Some supporters, however, express backing.
Hu Yilin @epr510 supports it, arguing that Satoshi likely already destroyed the private keys, reflecting his free will. Quantum computers would violate this will and re-activate the coins. Freezing forgotten or abandoned coins respects the principle of "property free disposal."
He also rebutted the "slippery slope" argument: freezing addresses that are vulnerable to cracking is a bug fix, not censorship. People who lost their coins want to recover them, not have them stolen by quantum attackers, so freezing does not violate their freedom.
Matt Corallo proposed a compromise: separate the quantum upgrade from freezing old addresses into two independent steps. Technical updates can proceed without consensus, and the final consensus issue can be resolved through a large fork competition.
5/ Potential Impacts
From a numerical perspective, it’s straightforward: millions of BTC worth hundreds of billions of dollars.

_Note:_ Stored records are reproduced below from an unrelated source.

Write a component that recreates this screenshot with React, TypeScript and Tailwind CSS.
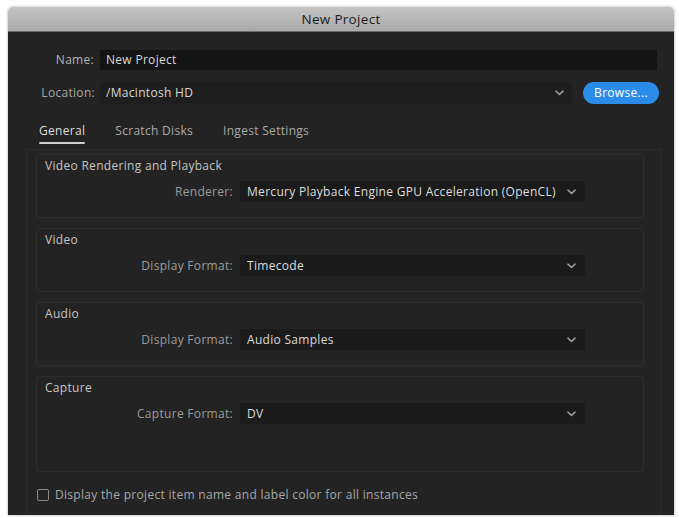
import React from "react";

const font = { fontFamily: '"Open Sans", "Liberation Sans", sans-serif' };

function Chevron() {
  return (
    <svg width="9" height="6" viewBox="0 0 9 6" className="shrink-0">
      <path d="M1 1.2 L4.5 4.5 L8 1.2" fill="none" stroke="#9a9a9a" strokeWidth="1.6" strokeLinecap="round" strokeLinejoin="round" />
    </svg>
  );
}

function Select({ value }: { value: string }) {
  return (
    <div className="w-[345px] h-[21px] bg-[#1b1b1b] flex items-center pl-[7px] pr-[9px] justify-between">
      <span className="text-[#dcdcdc]">{value}</span>
      <Chevron />
    </div>
  );
}

function Section({ title, label, value, h }: { title: string; label: string; value: string; h: string }) {
  return (
    <div className={`border border-[#2d2d2d] rounded-[2px] flex flex-col ${h}`}>
      <div className="pl-[8px] pt-[1px] h-[21px] flex items-center text-[#c4c4c4]">{title}</div>
      <div className="flex items-center mt-[5px]">
        <div className="w-[196px] text-right text-[#9c9c9c]">{label}</div>
        <div className="ml-[7px]">
          <Select value={value} />
        </div>
      </div>
    </div>
  );
}

export default function App() {
  return (
    <div className="w-[679px] h-[518px] bg-white pt-[7px] pl-[8px]" style={font}>
      <div className="w-[666px] h-[508px] rounded-t-[5px] overflow-hidden flex flex-col shadow-[0_0_3px_rgba(0,0,0,0.35)] text-[12px] tracking-[0.3px]">
        <div className="h-[25px] bg-gradient-to-b from-[#c4c4c4] to-[#a9a9a9] flex items-center justify-center text-[13.5px] tracking-[0.3px] text-[#1c1c1c] border-b border-[#6a6a6a]">
          New Project
        </div>
        <div className="flex-1 bg-[#232323] flex flex-col">
          <div className="flex items-center mt-[18px] h-[20px]">
            <div className="w-[86px] text-right text-[#b4b4b4]">Name:</div>
            <div className="ml-[6px] w-[557px] h-[20px] bg-[#141414] flex items-center pl-[6px] text-[#d8d8d8]">New Project</div>
          </div>
          <div className="flex items-center mt-[12px] h-[22px]">
            <div className="w-[87px] text-right text-[#a8a8a8]">Location:</div>
            <div className="ml-[5px] w-[472px] h-[22px] bg-[#1e1e1e] flex items-center justify-between pl-[6px] pr-[8px] text-[#d8d8d8]">
              <span>/Macintosh HD</span>
              <Chevron />
            </div>
            <div className="ml-[11px] w-[76px] h-[22px] rounded-full bg-[#2b8be8] text-white flex items-center justify-center">
              Browse...
            </div>
          </div>
          <div className="flex items-end h-[24px] mt-[16px] pl-[31px] gap-[30px] text-[#a9a9a9]">
            <div className="flex flex-col items-start">
              <span className="text-[#dedede]">General</span>
              <div className="h-[2px] w-[46px] bg-[#cfcfcf] mt-[2px] rounded-full" />
            </div>
            <span className="pb-[4px]">Scratch Disks</span>
            <span className="pb-[4px]">Ingest Settings</span>
          </div>
          <div className="ml-[18px] mt-[5px] w-[635px] flex-1 border border-[#2c2c2c] border-b-0 flex flex-col pl-[9px] pr-[16px] pt-[4px]">
            <div className="flex flex-col gap-[10px]">
              <Section h="h-[64px]" title="Video Rendering and Playback" label="Renderer:" value="Mercury Playback Engine GPU Acceleration (OpenCL)" />
              <Section h="h-[64px]" title="Video" label="Display Format:" value="Timecode" />
              <Section h="h-[64px]" title="Audio" label="Display Format:" value="Audio Samples" />
              <Section h="h-[96px]" title="Capture" label="Capture Format:" value="DV" />
            </div>
            <div className="flex items-center mt-[14px] ml-[1px]">
              <div className="w-[12px] h-[12px] border border-[#8a8a8a] rounded-[2px]" />
              <span className="ml-[6px] text-[#a8a8a8]">Display the project item name and label color for all instances</span>
            </div>
          </div>
        </div>
      </div>
    </div>
  );
}
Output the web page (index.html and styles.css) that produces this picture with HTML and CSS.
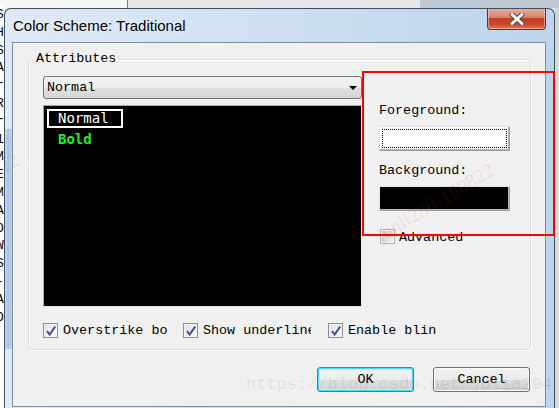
FILE: index.html
```html
<!DOCTYPE html>
<html lang="en">
<head>
  <meta charset="UTF-8">
  <title>Color Scheme: Traditional</title>
  <link rel="stylesheet" href="styles.css">
</head>
<body>
  <div class="desk">
    <div class="desk-left">
      <span>S</span><span>H</span><span>S</span><span>A</span><span>r</span><span>R</span><span>r</span><span>1</span><span>M</span><span>E</span><span>M</span><span>A</span><span>O</span><span>W</span><span>S</span><span>-</span><span>A</span><span>O</span>
    </div>

    <div class="window">
      <div class="titlebar">
        <span class="title">Color Scheme: Traditional</span>
        <button class="close" aria-label="Close">
          <svg width="16" height="12" viewBox="0 0 16 12">
            <path d="M3 1.5 L13 10.5 M13 1.5 L3 10.5" stroke="#4a4a4a" stroke-width="5" stroke-linecap="round" fill="none"/>
            <path d="M3 1.5 L13 10.5 M13 1.5 L3 10.5" stroke="#fff" stroke-width="3" stroke-linecap="round" fill="none"/>
          </svg>
        </button>
      </div>

      <div class="client">
        <fieldset class="group">
          <legend>Attributes</legend>
          <div class="group-body">
            <div class="left-col">
              <div class="combo">
                <span>Normal</span>
                <span class="arrow"></span>
              </div>
              <div class="list">
                <div class="item selected">Normal</div>
                <div class="item bold">Bold</div>
              </div>
            </div>
            <div class="right-col">
              <div class="lbl">Foreground:</div>
              <div class="swatch fg"></div>
              <div class="lbl gap">Background:</div>
              <div class="swatch bg"></div>
              <div class="check advanced">
                <span class="box disabled"></span>
                <span class="text">Advanced</span>
              </div>
            </div>
          </div>
          <div class="checks">
            <div class="check c1">
              <span class="box"><svg width="12" height="12" viewBox="0 0 12 12"><path d="M2 6 L4.6 9.6 L10.2 1.6" stroke="#3f5394" stroke-width="2" fill="none"/></svg></span>
              <span class="text">Overstrike bold</span>
            </div>
            <div class="check c2">
              <span class="box"><svg width="12" height="12" viewBox="0 0 12 12"><path d="M2 6 L4.6 9.6 L10.2 1.6" stroke="#3f5394" stroke-width="2" fill="none"/></svg></span>
              <span class="text">Show underline</span>
            </div>
            <div class="check c3">
              <span class="box"><svg width="12" height="12" viewBox="0 0 12 12"><path d="M2 6 L4.6 9.6 L10.2 1.6" stroke="#3f5394" stroke-width="2" fill="none"/></svg></span>
              <span class="text">Enable blinking</span>
            </div>
          </div>
        </fieldset>

        <div class="actions">
          <button class="btn default">OK</button>
          <button class="btn">Cancel</button>
        </div>
      </div>
    </div>

    <div class="desk-right"></div>
  </div>

  <!-- annotation + watermarks drawn over the screenshot -->
  <div class="note"></div>
  <div class="wm wm-a">junli280-180822</div>
  <div class="wm wm-b">junli280-180822</div>
  <div class="wm-url">https://blog.csdn.net/julia294</div>
</body>
</html>
```

FILE: styles.css
```css
body {
  margin: 0;
  width: 559px;
  height: 408px;
  overflow: hidden;
  position: relative;
  font-family: 'Liberation Mono', 'DejaVu Sans Mono', monospace;
  font-size: 13.4px;
  color: #000;
  background:
    linear-gradient(to right, #f6f6f6 0 127px, #7a7a7a 127px 128px, #e8e8e8 128px 420px, #bfc9d4 420px) 0 0 / 100% 8px no-repeat,
    #e4e4e4;
}
.desk {
  display: flex;
  height: 408px;
}
.desk-left {
  width: 4px;
  margin-top: 6px;
  overflow: hidden;
  background: #fff;
  display: flex;
  flex-direction: column;
  font-family: 'Liberation Mono', monospace;
  font-size: 13px;
  line-height: 17.8px;
}
.desk-left span {
  margin-left: -4px;
}
.desk-right {
  flex: 1;
  margin-top: 8px;
  background: linear-gradient(#cfd3d8, #dcdcdc 20%, #d9d9d9);
}

/* window frame */
.window {
  width: 551px;
  height: 400px;
  margin-top: 8px;
  box-sizing: border-box;
  border: 1px solid #3f4f60;
  border-bottom: none;
  border-radius: 7px 7px 0 0;
  padding: 0 8px 0 7px;
  background:
    linear-gradient(to right, #c4d8ee, #a9c4e2 40%, #c4d8ee) 0 120px / 8px 220px no-repeat,
    linear-gradient(to right, #dfeaf6, #cfe0f2 45%, #bcd4ed);
  display: flex;
  flex-direction: column;
  overflow: hidden;
}
.titlebar {
  height: 33px;
  flex: none;
  display: flex;
  align-items: flex-start;
  justify-content: space-between;
}
.title {
  margin-top: 8px;
  padding-left: 1px;
  font-family: 'Liberation Sans', Arial, sans-serif;
  font-size: 15px;
  line-height: 18px;
  color: #000;
  text-shadow: 0 0 6px rgba(255, 255, 255, 0.9);
}
.close {
  width: 59px;
  height: 22px;
  margin-top: -1px;
  padding: 0;
  border: 1px solid #6b2d22;
  border-top: none;
  border-radius: 0 0 4px 4px;
  background: linear-gradient(#e9b2a5, #d9826c 45%, #c33c23 50%, #cc4a2e 80%, #e07a5a);
  box-shadow: inset 0 0 0 1px rgba(255, 220, 210, 0.5);
  display: flex;
  align-items: center;
  justify-content: center;
}

/* client area */
.client {
  height: 365px;
  flex: none;
  box-sizing: border-box;
  border: 1px solid #7f8e9c;
  background: #f0f0f0;
  display: flex;
  flex-direction: column;
}
.group {
  width: 503px;
  box-sizing: border-box;
  margin: 8px 0 0 15px;
  padding: 9px 14px 11px 14px;
  border: 1px solid #d5dfe5;
  border-radius: 3px;
  box-shadow: inset 1px 1px 0 #fff, 1px 1px 0 #fff;
}
.group legend {
  margin-left: -9px;
  padding: 0 2px;
  line-height: 16px;
}
.group-body {
  display: flex;
}
.left-col {
  width: 319px;
  flex: none;
}
.combo {
  height: 23px;
  box-sizing: border-box;
  border: 1px solid #707070;
  border-radius: 3px;
  background: linear-gradient(#f3f3f3, #ececec 50%, #e0e0e0 51%, #d6d6d6);
  display: flex;
  align-items: center;
  justify-content: space-between;
  padding: 0 4px 0 3px;
}
.arrow {
  width: 0;
  height: 0;
  border-left: 4px solid transparent;
  border-right: 4px solid transparent;
  border-top: 4px solid #000;
}
.list {
  height: 202px;
  margin-top: 6px;
  box-sizing: border-box;
  border: 1px solid #a9a9a9;
  border-right-color: #e3e3e3;
  border-bottom-color: #e3e3e3;
  background: #000;
  padding: 3px 0 0 3px;
  font-family: 'DejaVu Sans Mono', monospace;
  font-size: 14px;
}
.item {
  line-height: 15px;
  padding-left: 11px;
}
.item.selected {
  width: 76px;
  height: 19px;
  box-sizing: border-box;
  border: 2px solid #fff;
  padding-left: 9px;
  color: #fff;
}
.item.bold {
  margin-top: 4px;
  color: #22ee22;
  font-weight: bold;
}
.right-col {
  flex: 1;
  padding: 27px 0 0 17px;
}
.lbl {
  line-height: 16px;
}
.lbl.gap {
  margin-top: 12px;
}
.swatch {
  width: 131px;
  height: 25px;
  margin-top: 7px;
  box-sizing: border-box;
  border: 1px solid;
  border-color: #e3e3e3 #a0a0a0 #a0a0a0 #e3e3e3;
  box-shadow: inset -1px -1px 0 #b4b4b4;
}
.swatch.fg {
  background: #fff;
  outline: 1px dotted #000;
  outline-offset: -4px;
}
.swatch.bg {
  background: #000;
}

/* checkboxes */
.check {
  display: flex;
  align-items: center;
  gap: 5px;
  height: 15px;
}
.check .box {
  width: 13px;
  height: 13px;
  flex: none;
  border: 1px solid #8e8f8f;
  background: linear-gradient(135deg, #dedede, #fbfbfb);
  box-shadow: inset 0 0 0 1px #f4f4f4;
  display: flex;
  align-items: center;
  justify-content: center;
}
.check .box.disabled {
  border-color: #b1b1b1;
  background: linear-gradient(135deg, #c9c9c9, #f2f2f2);
}
.check .text {
  white-space: nowrap;
  overflow: hidden;
  line-height: 15px;
}
.check.advanced {
  margin-top: 18px;
  margin-left: 1px;
  gap: 4px;
}
.check.advanced .text {
  padding-top: 2px;
}
.checks {
  display: flex;
  margin-top: 16px;
}
.check.c1 { width: 140px; }
.check.c1 .text { width: 106px; }
.check.c2 { width: 145px; }
.check.c2 .text { width: 108px; }
.check.c3 .text { width: 89px; }

/* dialog buttons */
.actions {
  display: flex;
  justify-content: flex-end;
  gap: 19px;
  margin-top: 17px;
  padding-right: 15px;
}
.btn {
  width: 97px;
  height: 25px;
  padding: 0;
  border: 1px solid #707070;
  border-radius: 3px;
  background: linear-gradient(#f2f2f2, #ebebeb 50%, #dddddd 51%, #cfcfcf);
  box-shadow: inset 0 0 0 1px #fcfcfc;
  font-family: 'Liberation Mono', monospace;
  font-size: 13.4px;
  color: #000;
}
.btn.default {
  border-color: #3c7fb1;
  box-shadow: inset 0 0 0 1px #48d8fb, inset 0 0 0 2px #c4eefc;
  background: linear-gradient(#f4f4f4, #ececec 50%, #dfdfdf 51%, #d4d4d4);
}

/* red annotation box */
.note {
  position: absolute;
  left: 362px;
  top: 71px;
  width: 193px;
  height: 165px;
  box-sizing: border-box;
  border: 2px solid #f00;
}

/* watermarks */
.wm {
  position: absolute;
  font-family: 'Liberation Serif', serif;
  font-size: 20px;
  line-height: 20px;
  color: rgba(220, 50, 50, 0.13);
  transform: rotate(-31deg);
  transform-origin: 0 100%;
  white-space: nowrap;
}
.wm-a {
  left: 383px;
  top: 225px;
}
.wm-b {
  left: -92px;
  top: 215px;
}
.wm-url {
  position: absolute;
  left: 246px;
  top: 375px;
  font-family: 'Liberation Mono', monospace;
  font-size: 17px;
  line-height: 20px;
  color: rgba(0, 0, 0, 0.09);
  white-space: nowrap;
}
```
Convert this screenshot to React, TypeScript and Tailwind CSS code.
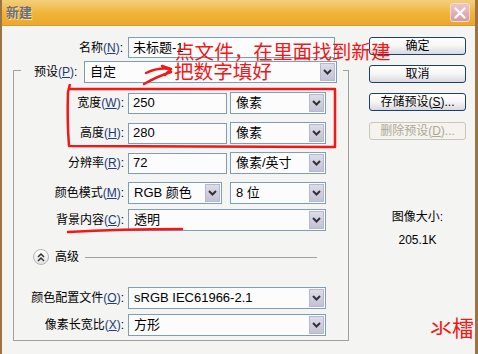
import React from "react";

const font = "font-['Liberation_Sans','Noto_Sans_CJK_SC',sans-serif]";

function Chevron() {
     return (
          <svg width="9" height="6" viewBox="0 0 9 6">
               <polyline points="1,1 4.5,4.5 8,1" fill="none" stroke="#333" strokeWidth="2" />
          </svg>
     );
}

function Label({ text, mn, w }: { text: string; mn: string; w: string }) {
     return (
          <div className={`${w} shrink-0 text-right text-[12px] text-black leading-none`}>
               {text}
               <span className="text-[#1c3a78]">
                    (<span className="underline">{mn}</span>)
               </span>
               :
          </div>
     );
}

function Input({ value, w }: { value: string; w: string }) {
     return (
          <div className={`${w} h-[21px] border border-[#7f9db9] bg-[#fcfcfc] pl-[4px] flex items-center text-[13px] text-black`}>
               {value}
          </div>
     );
}

function Select({ value, w }: { value: string; w: string }) {
     return (
          <div className={`${w} h-[22px] border border-[#7f9db9] bg-[#fcfcfc] flex items-center text-[13px] text-black`}>
               <span className="pl-[5px] flex-1 whitespace-nowrap overflow-hidden">{value}</span>
               <div className="w-[15px] h-[18px] mr-[1px] bg-gradient-to-b from-[#dcdcea] to-[#c2c2d6] border border-[#b8b8cc] flex items-center justify-center">
                    <Chevron />
               </div>
          </div>
     );
}

function Button({ children, disabled }: { children: React.ReactNode; disabled?: boolean }) {
     return (
          <div
               className={`w-[97px] h-[18px] rounded-[3px] border flex items-center justify-center text-[12px] ${
                    disabled
                         ? "border-[#c9c7ba] text-[#aca899] bg-[#f4f3ee]"
                         : "border-[#1c3f6e] text-black bg-gradient-to-b from-white via-[#f6f6f4] to-[#d8d8e2]"
               }`}
          >
               {children}
          </div>
     );
}

export default function App() {
     return (
          <div className={`relative w-[478px] h-[354px] overflow-hidden bg-[#f4f4f2] border-l-2 border-r-[3px] border-[#9a7442] ${font}`}>
               {/* Title bar */}
               <div className="h-[26px] bg-gradient-to-b from-[#f3cf7c] via-[#f1b53a] to-[#eaa82c] flex items-center justify-between px-[4px] border-b border-[#d89a2a]">
                    <span className="text-[13px] font-bold text-[#6e6e6e] [text-shadow:1px_1px_0_#f6e0b0]">新建</span>
                    <div className="w-[20px] h-[19px] rounded-[3px] bg-gradient-to-b from-[#f0c4c8] to-[#d89aa2] border border-[#f6dede] flex items-center justify-center mr-[1px]">
                         <svg width="12" height="12" viewBox="0 0 12 12">
                              <path d="M1.5 1.5 L10.5 10.5 M10.5 1.5 L1.5 10.5" stroke="white" strokeWidth="2.4" strokeLinecap="round" />
                         </svg>
                    </div>
               </div>

               {/* Body */}
               <div className="flex">
                    {/* Left */}
                    <div className="w-[355px] pt-[11px]">
                         <div className="flex items-center">
                              <Label text="名称" mn="N" w="w-[121px]" />
                              <div className="ml-[5px]">
                                   <Input value="未标题-1" w="w-[207px]" />
                              </div>
                         </div>

                         <div className="ml-[11px] mt-[12px] w-[336px] h-[271px] border border-[#a0a0a0]">
                              <div className="-mt-[10px] ml-[7px] w-[322px] h-[21px] bg-[#f4f4f2] flex items-center pl-[13px]">
                                   <div className="w-[50px] text-[12px] leading-none">
                                        预设
                                        <span className="text-[#1c3a78]">
                                             (<span className="underline">P</span>)
                                        </span>
                                        :
                                   </div>
                                   <Select value="自定" w="w-[253px]" />
                              </div>

                              <div className="mt-[10px] flex items-center h-[22px]">
                                   <Label text="宽度" mn="W" w="w-[110px]" />
                                   <div className="ml-[4px] flex items-center gap-[3px]">
                                        <Input value="250" w="w-[99px]" />
                                        <Select value="像素" w="w-[96px]" />
                                   </div>
                              </div>
                              <div className="mt-[8px] flex items-center h-[22px]">
                                   <Label text="高度" mn="H" w="w-[110px]" />
                                   <div className="ml-[4px] flex items-center gap-[3px]">
                                        <Input value="280" w="w-[99px]" />
                                        <Select value="像素" w="w-[96px]" />
                                   </div>
                              </div>
                              <div className="mt-[8px] flex items-center h-[22px]">
                                   <Label text="分辨率" mn="R" w="w-[110px]" />
                                   <div className="ml-[4px] flex items-center gap-[3px]">
                                        <Input value="72" w="w-[99px]" />
                                        <Select value="像素/英寸" w="w-[96px]" />
                                   </div>
                              </div>
                              <div className="mt-[8px] flex items-center h-[22px]">
                                   <Label text="颜色模式" mn="M" w="w-[110px]" />
                                   <div className="ml-[4px] flex items-center gap-[8px]">
                                        <Select value="RGB 颜色" w="w-[94px]" />
                                        <Select value="8 位" w="w-[96px]" />
                                   </div>
                              </div>
                              <div className="mt-[5px] flex items-center h-[22px]">
                                   <Label text="背景内容" mn="C" w="w-[110px]" />
                                   <div className="ml-[4px]">
                                        <Select value="透明" w="w-[198px]" />
                                   </div>
                              </div>

                              <div className="mt-[18px] flex items-center h-[16px] pl-[19px]">
                                   <div className="w-[16px] h-[16px] rounded-full border border-[#b4b4b4] bg-gradient-to-b from-white to-[#e2e2e2] flex items-center justify-center">
                                        <svg width="8" height="9" viewBox="0 0 8 9">
                                             <polyline points="1,4 4,1 7,4" fill="none" stroke="#333" strokeWidth="1.5" />
                                             <polyline points="1,8 4,5 7,8" fill="none" stroke="#333" strokeWidth="1.5" />
                                        </svg>
                                   </div>
                                   <span className="ml-[6px] text-[12px]">高级</span>
                                   <div className="ml-[6px] w-[232px] h-px bg-[#a0a0a0]" />
                              </div>

                              <div className="mt-[22px] flex items-center h-[22px]">
                                   <Label text="颜色配置文件" mn="O" w="w-[110px]" />
                                   <div className="ml-[4px]">
                                        <Select value="sRGB IEC61966-2.1" w="w-[198px]" />
                                   </div>
                              </div>
                              <div className="mt-[5px] flex items-center h-[22px]">
                                   <Label text="像素长宽比" mn="X" w="w-[110px]" />
                                   <div className="ml-[4px]">
                                        <Select value="方形" w="w-[198px]" />
                                   </div>
                              </div>
                         </div>
                    </div>

                    {/* Right */}
                    <div className="ml-[12px] w-[97px] pt-[11px] flex flex-col">
                         <Button>确定</Button>
                         <div className="mt-[10px]">
                              <Button>取消</Button>
                         </div>
                         <div className="mt-[10px]">
                              <Button>
                                   存储预设(<span className="underline">S</span>)...
                              </Button>
                         </div>
                         <div className="mt-[11px]">
                              <Button disabled>
                                   删除预设(<span className="underline">D</span>)...
                              </Button>
                         </div>
                         <div className="mt-[70px] text-center text-[12px] leading-[14px]">图像大小:</div>
                         <div className="mt-[9px] text-center text-[12px] leading-[14px]">205.1K</div>
                    </div>
               </div>

               {/* Red annotations */}
               <svg className="absolute left-[-2px] top-0 pointer-events-none" width="478" height="354" viewBox="0 0 478 354">
                    <path
                         d="M70 84 L68 92 Q67 120 69 146 L335 147 L335 89 L69 89"
                         fill="none"
                         stroke="#f01818"
                         strokeWidth="2.5"
                         strokeLinejoin="round"
                    />
                    <path d="M68 232 Q120 229 182 229" fill="none" stroke="#f01818" strokeWidth="2.5" strokeLinecap="round" />
                    <path d="M146 73 Q158 67 171 69 M144 84 Q156 77 171 72 M162 66 L171 69 L165 75" fill="none" stroke="#f01818" strokeWidth="2.5" strokeLinecap="round" strokeLinejoin="round" />
               </svg>
               <div className="absolute left-[173px] top-[40px] text-[19.6px] leading-[22px] text-[#f01818] font-['Noto_Sans_CJK_SC',sans-serif] whitespace-nowrap">
                    点文件，在里面找到新建
               </div>
               <div className="absolute left-[172px] top-[60px] text-[19.6px] leading-[22px] text-[#f01818] font-['Noto_Sans_CJK_SC',sans-serif] whitespace-nowrap">
                    把数字填好
               </div>
               <div className="absolute left-[428px] top-[314px] text-[22px] leading-[24px] text-[#f01818] font-['Noto_Sans_CJK_SC',sans-serif] whitespace-nowrap">
                    氺檑木
               </div>
          </div>
     );
}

If BIP-361 is implemented, it could cause a sudden reduction in the circulating supply, a kind of technical contraction. However, if this leads to a split in consensus, undermining confidence in Bitcoin’s fixed and immutable total supply, the market value might not simply rise with the reduction.
Satoshi once said: "Lost coins only make everyone else's coins worth slightly more. Think of it as a donation to everyone."
In BIP-361, this is rephrased as: "Quantum recovered coins only make everyone else's coins worth less. Think of it as theft from everyone."
Losing coins is a donation; being stolen by quantum computers is a robbery.
If not frozen, there are only three possibilities: (1) Allow anyone to steal, first-come-first-served; (2) Restrictive theft, such as miners using RBF to recover quantum-affected coins; (3) No one is allowed to steal. BIP-361 opts for the third.
The proposal itself is unlikely to pass in its current form and will undergo many revisions. But its significance is that it brings a previously avoided issue to the forefront, facilitating early consensus and collective resistance against quantum computing.